とりわけ教育委員会の人事は、翁長知事の発令する人事のおかげで大揺れに揺れていたと見てよいでしょう。今回矢面に立っている平敷昭人教育長は2016年度の人事で就任していますが、「25年ぶりの知事部局からの起用」として話題になりました。つまり、それ以前の25年間にわたり教育委員会内の昇格人事の対象だった教育長ポストが、知事部局に奪われてしまったのです。この件については、「平敷昭人教育長」が発表された時点で沖縄タイムスも懸念を表明していました(2016年2月11日付記事「【解説】知事部局から教育長 教育現場に困惑と懸念」 )。その沖縄タイムスが、今回の安慶田口利き問題をすっぱ抜いたのも偶然とはいえません。タイムスが教育委員会内部の不満を汲み取る形であえて報道したとみるべきでしょう。知事部局内の人事についても不満を抱く職員は多数存在するといわれており、今回の一件は、「人事をめぐる県庁と教育委員会との対立」というより、人事を政治的に操ろうとする翁長=安慶田体制に対する行政の側からの反発の表れと捉えたほうが適切だと思います。
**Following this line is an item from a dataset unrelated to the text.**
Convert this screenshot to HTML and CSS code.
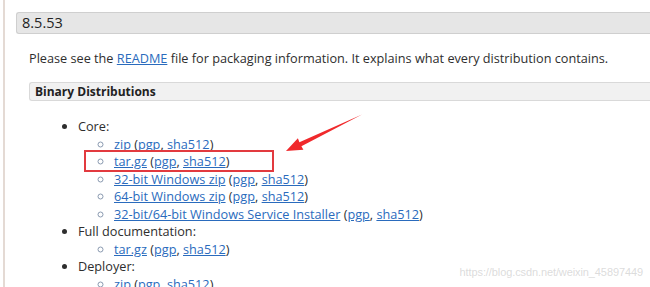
FILE: index.html
```html
<!DOCTYPE html>
<html>
<head>
<meta charset="utf-8">
<link rel="stylesheet" href="styles.css">
</head>
<body>
<div class="page">
  <h3 class="ver">8.5.53</h3>
  <div class="sec">
    <p class="intro">Please see the <a href="#">README</a> file for packaging information. It explains what every distribution contains.</p>
    <h4 class="sub">Binary Distributions</h4>
    <ul class="outer">
      <li>Core:
        <ul class="inner">
          <li><a href="#">zip</a> (<a href="#">pgp</a>, <a href="#">sha512</a>)</li>
          <li><a href="#">tar.gz</a> (<a href="#">pgp</a>, <a href="#">sha512</a>)</li>
          <li><a href="#">32-bit Windows zip</a> (<a href="#">pgp</a>, <a href="#">sha512</a>)</li>
          <li><a href="#">64-bit Windows zip</a> (<a href="#">pgp</a>, <a href="#">sha512</a>)</li>
          <li><a href="#">32-bit/64-bit Windows Service Installer</a> (<a href="#">pgp</a>, <a href="#">sha512</a>)</li>
        </ul>
      </li>
      <li>Full documentation:
        <ul class="inner">
          <li><a href="#">tar.gz</a> (<a href="#">pgp</a>, <a href="#">sha512</a>)</li>
        </ul>
      </li>
      <li>Deployer:
        <ul class="inner">
          <li><a href="#">zip</a> (<a href="#">pgp</a>, <a href="#">sha512</a>)</li>
        </ul>
      </li>
    </ul>
  </div>
</div>
<div class="mark"></div>
<svg class="arrow" width="650" height="287" viewBox="0 0 650 287">
  <polygon points="286,151 297.9,138.2 299.4,142.2 362,114.6 301.4,146.2 303.4,149.8" fill="#f0292c"/>
</svg>
<div class="wm">https://blog.csdn.net/weixin_45897449</div>
</body>
</html>
```
FILE: styles.css
```css
html, body {
  margin: 0;
  padding: 0;
  background: #fff;
  overflow: hidden;
}
body {
  width: 650px;
  height: 287px;
  position: relative;
  font-family: "Open Sans", "Liberation Sans", sans-serif;
  font-size: 12.7px;
  color: #2e2e2e;
}
.page {
  margin-left: 3px;
  border-left: 2px solid #e4dad4;
  padding: 12px 0 0 11px;
  height: 287px;
  box-sizing: border-box;
}
.ver {
  margin: 0;
  height: 22px;
  box-sizing: border-box;
  border: 1px solid #cfcfcf;
  border-right: none;
  border-radius: 3px 0 0 3px;
  background: #e6e6e6;
  padding-left: 5px;
  font-size: 14.5px;
  line-height: 20px;
  font-weight: normal;
  color: #222;
}
.sec {
  padding-left: 13px;
}
.intro {
  margin: 16px 0 0 0;
  line-height: 17.4px;
}
a {
  color: #2a6bbd;
  text-decoration: underline;
}
.sub {
  margin: 15px 0 0 0;
  height: 19px;
  box-sizing: border-box;
  border: 1px solid #d9d9d9;
  border-right: none;
  border-radius: 3px 0 0 3px;
  background: #f1f1f1;
  padding-left: 5px;
  font-size: 12px;
  line-height: 17px;
  font-weight: bold;
  color: #222;
}
.outer {
  margin: 17px 0 0 0;
  padding-left: 49px;
  line-height: 17.5px;
  list-style: disc;
}
.inner {
  margin: 0;
  padding-left: 36px;
  list-style: circle;
}
.inner li::marker {
  color: #8a9ab0;
}
.mark {
  position: absolute;
  left: 84px;
  top: 150px;
  width: 190px;
  height: 22px;
  box-sizing: border-box;
  border: 2px solid #e23a3f;
}
.arrow {
  position: absolute;
  left: 0;
  top: 0;
}
.wm {
  position: absolute;
  right: 7px;
  top: 266px;
  font-family: "Liberation Sans", Arial, sans-serif;
  font-size: 11px;
  color: rgba(190, 190, 190, 0.55);
  letter-spacing: -0.1px;
}
```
そもそも副知事人事からして、従来の慣行を大きく逸脱するものでした。大田県政以来仲井眞県政にいたるまで計20名の副知事が誕生していますが、各知事とも県庁職員、財界人、識者(教員など)をバランス良く配してきました。政治家からの起用は、大田知事時代の山内徳信氏(読谷村長。副知事を経て国会議員に当選)1人でした。ところが、翁長県政では、那覇市議だった安慶田氏と県議だった浦崎唯昭が副知事に起用されました。ふたりとも政治家です。これはきわめて異例の人事だといってよいでしょう。「政治的配慮」が何よりも優先した結果だと思われます。

「選挙こそ政治」という翁長知事の姿勢が、「オール沖縄」を生みだし、「オスプレイ反対」「辺野古反対」を定着させたことはよく知られていますが(「選挙対策としての基地反対」)、外郭団体、役所の人事まで選挙に絡めてきわめて政治的なかたちで利用する翁長体制に対する反発が、翁長知事の足元ともいえる県庁や教育委員会から生まれつつあります。これは、「オール沖縄」の落日(内部崩壊)の兆しとみて間違いないでしょう。「策士、策に溺れる」とはまさに翁長知事のためにある言葉です。